- Born: 1947 (age 77–78) Belgrade, FPR Yugoslavia
- Known for: Founder of Madlenianum Opera and Theatre Zepter International
- Spouse: Philip Zepter
- Children: 1

= Madlena Zepter =

Serbian businessperson

Madlena Zepter, also known as Madlena Janković (born in 1947) is a Serbian businesswoman and arts patron.

==Background==
Zepter was born in Belgrade, FPR Yugoslavia, and studied literature at the University of Belgrade. In 1997, she founded Madlenianum Opera and Theatre as its single patron, opening the facility in 2005. She also founded the Zepter Museum in the same city. In 2011, she was awarded the Golden Wreath by Serbian Culture Minister Nebojša Bradić, in recognition of her art patronage and her contribution as a benefactor to the development of Serbian culture.

==Personal life==
On February 21, 1976, she married Philip Zepter.

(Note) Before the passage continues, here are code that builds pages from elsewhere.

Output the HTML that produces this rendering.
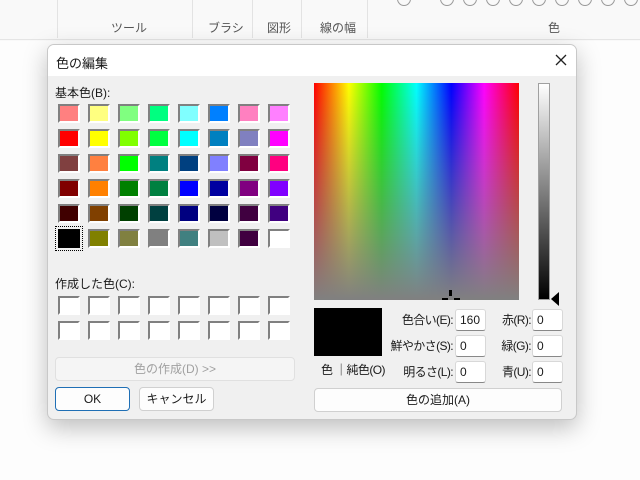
<!DOCTYPE html>
<html><head><meta charset="utf-8"><style>
*{margin:0;padding:0;box-sizing:border-box}
body{width:640px;height:480px;overflow:hidden;background:#f9f9f9;font-family:"Liberation Sans","Noto Sans CJK JP",sans-serif;font-size:12px;color:#1a1a1a;position:relative}
.tb{position:absolute;left:0;top:0;width:640px;height:40px;background:#f9f9f9;border-bottom:1px solid #e5e5e5}
.sep{position:absolute;top:0;height:38px;border-left:1px solid #e3e3e3}
.tl{position:absolute;top:19px;font-size:12px;color:#555}
.circ{position:absolute;top:-8px;width:14px;height:14px;border:1px solid #999;border-radius:50%}
.a{position:absolute}
.dlg{position:absolute;left:47px;top:44px;width:530px;height:376px;background:#f0f0f0;border:1px solid #c8c8c8;border-radius:7px;box-shadow:0 8px 24px rgba(0,0,0,.25);overflow:hidden}
.title{position:absolute;left:0;top:0;width:100%;height:31px;background:#fff}
.sw{position:absolute;width:22px;height:19px;border:2px solid;border-color:#808080 #fff #fff #808080}
.cs{position:absolute;width:22px;height:19px;border:2px solid;border-color:#808080 #fff #fff #808080;background:#fff}
.btn{position:absolute;background:#fdfdfd;border:1px solid #d0d0d0;border-radius:4px;text-align:center;line-height:22px}
.ed{position:absolute;width:31px;height:22px;background:#fff;border:1px solid #d8d8d8;border-bottom:1px solid #888;border-radius:3px;padding-left:4px;line-height:20px}
.lb{position:absolute;text-align:right;line-height:22px;letter-spacing:-0.6px}
</style></head><body>
<div class="tb">
<div class="sep" style="left:57px"></div><div class="sep" style="left:192px"></div><div class="sep" style="left:252px"></div><div class="sep" style="left:301px"></div><div class="sep" style="left:367px"></div>
<div class="tl" style="left:111px">ツール</div><div class="tl" style="left:208px">ブラシ</div><div class="tl" style="left:267px">図形</div><div class="tl" style="left:320px">線の幅</div><div class="tl" style="left:548px">色</div>
<div class="circ" style="left:397px"></div>
<div class="circ" style="left:440px"></div><div class="circ" style="left:463px"></div><div class="circ" style="left:486px"></div><div class="circ" style="left:509px"></div><div class="circ" style="left:532px"></div><div class="circ" style="left:555px"></div><div class="circ" style="left:578px"></div><div class="circ" style="left:601px"></div><div class="circ" style="left:624px"></div>
</div>
<div class="a" style="left:0;top:41px;width:640px;height:439px;background:#fdfdfd"></div>
<div class="dlg">
<div class="title"></div>
<div class="a" style="left:8px;top:8px;font-size:13px">色の編集</div>
<svg class="a" style="left:507px;top:9px" width="12" height="12"><path d="M1 1L11 11M11 1L1 11" stroke="#222" stroke-width="1.3"/></svg>
<div class="a" style="left:7px;top:39px">基本色(B):</div>
<div class="a" style="left:7px;top:230px">作成した色(C):</div>
</div>
<div class="a" style="left:314px;top:83px;width:205px;height:217px;background:linear-gradient(to right,#f00,#ff0 17%,#0f0 33%,#0ff 50%,#00f 67%,#f0f 83%,#f00)"></div>
<div class="a" style="left:314px;top:83px;width:205px;height:217px;background:linear-gradient(to bottom,rgba(128,128,128,0),#808080)"></div>
<div class="a" style="left:449px;top:290px;width:3px;height:6px;background:#000"></div>
<div class="a" style="left:442px;top:298px;width:6px;height:2px;background:#000"></div><div class="a" style="left:454px;top:298px;width:6px;height:2px;background:#000"></div>
<div class="a" style="left:538px;top:83px;width:12px;height:217px;background:linear-gradient(#fff,#000);border:1px solid #a0a0a0"></div>
<svg class="a" style="left:551px;top:292px" width="8" height="14"><path d="M8 0L0 7L8 14Z" fill="#000"/></svg>
<div class="a" style="left:314px;top:308px;width:68px;height:48px;background:#000"></div>
<div class="a" style="left:321px;top:361px;letter-spacing:-0.6px">色 ｜純色(O)</div>
<div class="lb" style="left:380px;top:309px;width:73px">色合い(E):</div>
<div class="lb" style="left:380px;top:335px;width:73px">鮮やかさ(S):</div>
<div class="lb" style="left:380px;top:361px;width:73px">明るさ(L):</div>
<div class="lb" style="left:490px;top:309px;width:41px">赤(R):</div>
<div class="lb" style="left:490px;top:335px;width:41px">緑(G):</div>
<div class="lb" style="left:490px;top:361px;width:41px">青(U):</div>
<div class="ed" style="left:455px;top:309px">160</div><div class="ed" style="left:455px;top:335px">0</div><div class="ed" style="left:455px;top:361px">0</div>
<div class="ed" style="left:532px;top:309px">0</div><div class="ed" style="left:532px;top:335px">0</div><div class="ed" style="left:532px;top:361px">0</div>
<div class="btn" style="left:314px;top:388px;width:248px;height:24px">色の追加(A)</div>
<div class="btn" style="left:55px;top:357px;width:240px;height:24px;background:#f5f5f5;color:#a0a0a0;border-color:#e0e0e0">色の作成(D) &gt;&gt;</div>
<div class="btn" style="left:55px;top:387px;width:75px;height:24px;border:1px solid #1f6fb5">OK</div>
<div class="btn" style="left:139px;top:387px;width:75px;height:24px">キャンセル</div>
<div class="sw" style="left:58px;top:104px;background:#ff8080"></div><div class="sw" style="left:88px;top:104px;background:#ffff80"></div><div class="sw" style="left:118px;top:104px;background:#80ff80"></div><div class="sw" style="left:148px;top:104px;background:#00ff80"></div><div class="sw" style="left:178px;top:104px;background:#80ffff"></div><div class="sw" style="left:208px;top:104px;background:#0080ff"></div><div class="sw" style="left:238px;top:104px;background:#ff80c0"></div><div class="sw" style="left:268px;top:104px;background:#ff80ff"></div>
<div class="sw" style="left:58px;top:129px;background:#ff0000"></div><div class="sw" style="left:88px;top:129px;background:#ffff00"></div><div class="sw" style="left:118px;top:129px;background:#80ff00"></div><div class="sw" style="left:148px;top:129px;background:#00ff40"></div><div class="sw" style="left:178px;top:129px;background:#00ffff"></div><div class="sw" style="left:208px;top:129px;background:#0080c0"></div><div class="sw" style="left:238px;top:129px;background:#8080c0"></div><div class="sw" style="left:268px;top:129px;background:#ff00ff"></div>
<div class="sw" style="left:58px;top:154px;background:#804040"></div><div class="sw" style="left:88px;top:154px;background:#ff8040"></div><div class="sw" style="left:118px;top:154px;background:#00ff00"></div><div class="sw" style="left:148px;top:154px;background:#008080"></div><div class="sw" style="left:178px;top:154px;background:#004080"></div><div class="sw" style="left:208px;top:154px;background:#8080ff"></div><div class="sw" style="left:238px;top:154px;background:#800040"></div><div class="sw" style="left:268px;top:154px;background:#ff0080"></div>
<div class="sw" style="left:58px;top:179px;background:#800000"></div><div class="sw" style="left:88px;top:179px;background:#ff8000"></div><div class="sw" style="left:118px;top:179px;background:#008000"></div><div class="sw" style="left:148px;top:179px;background:#008040"></div><div class="sw" style="left:178px;top:179px;background:#0000ff"></div><div class="sw" style="left:208px;top:179px;background:#0000a0"></div><div class="sw" style="left:238px;top:179px;background:#800080"></div><div class="sw" style="left:268px;top:179px;background:#8000ff"></div>
<div class="sw" style="left:58px;top:204px;background:#400000"></div><div class="sw" style="left:88px;top:204px;background:#804000"></div><div class="sw" style="left:118px;top:204px;background:#004000"></div><div class="sw" style="left:148px;top:204px;background:#004040"></div><div class="sw" style="left:178px;top:204px;background:#000080"></div><div class="sw" style="left:208px;top:204px;background:#000040"></div><div class="sw" style="left:238px;top:204px;background:#400040"></div><div class="sw" style="left:268px;top:204px;background:#400080"></div>
<div class="a" style="left:55px;top:226px;width:28px;height:25px;border:1px dotted #000"></div>
<div class="sw" style="left:58px;top:229px;background:#000;border-color:#000"></div><div class="sw" style="left:88px;top:229px;background:#808000"></div><div class="sw" style="left:118px;top:229px;background:#808040"></div><div class="sw" style="left:148px;top:229px;background:#808080"></div><div class="sw" style="left:178px;top:229px;background:#408080"></div><div class="sw" style="left:208px;top:229px;background:#c0c0c0"></div><div class="sw" style="left:238px;top:229px;background:#400040"></div><div class="sw" style="left:268px;top:229px;background:#ffffff"></div>
<div class="cs" style="left:58px;top:296px"></div><div class="cs" style="left:88px;top:296px"></div><div class="cs" style="left:118px;top:296px"></div><div class="cs" style="left:148px;top:296px"></div><div class="cs" style="left:178px;top:296px"></div><div class="cs" style="left:208px;top:296px"></div><div class="cs" style="left:238px;top:296px"></div><div class="cs" style="left:268px;top:296px"></div>
<div class="cs" style="left:58px;top:321px"></div><div class="cs" style="left:88px;top:321px"></div><div class="cs" style="left:118px;top:321px"></div><div class="cs" style="left:148px;top:321px"></div><div class="cs" style="left:178px;top:321px"></div><div class="cs" style="left:208px;top:321px"></div><div class="cs" style="left:238px;top:321px"></div><div class="cs" style="left:268px;top:321px"></div>
</body></html>
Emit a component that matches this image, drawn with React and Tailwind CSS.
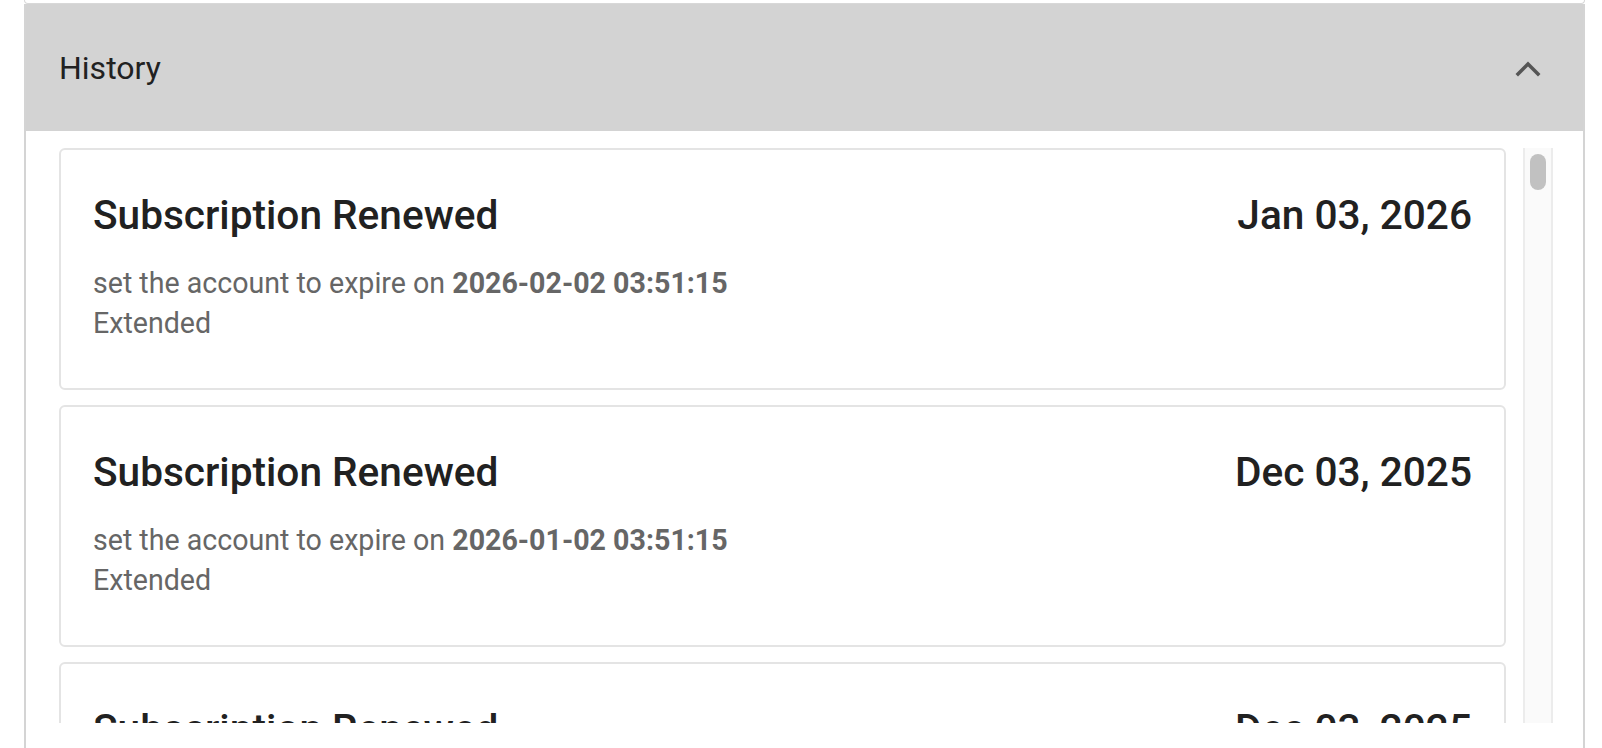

They have a daughter Emma, who they adopted in 2000. The Zepter family lives in Roquebrune-Cap-Martin in the south of France. Their villa formerly known as Villa Aréthuse, the Villa Trianon was built in 1893 at the request of Lord George Montgomery by the Danish architect, Hans-Georg Tersling. She cites Lou Salomé, Colette, Marguerite Yourcenar, Coco Chanel and Peggy Guggenheim as her role models.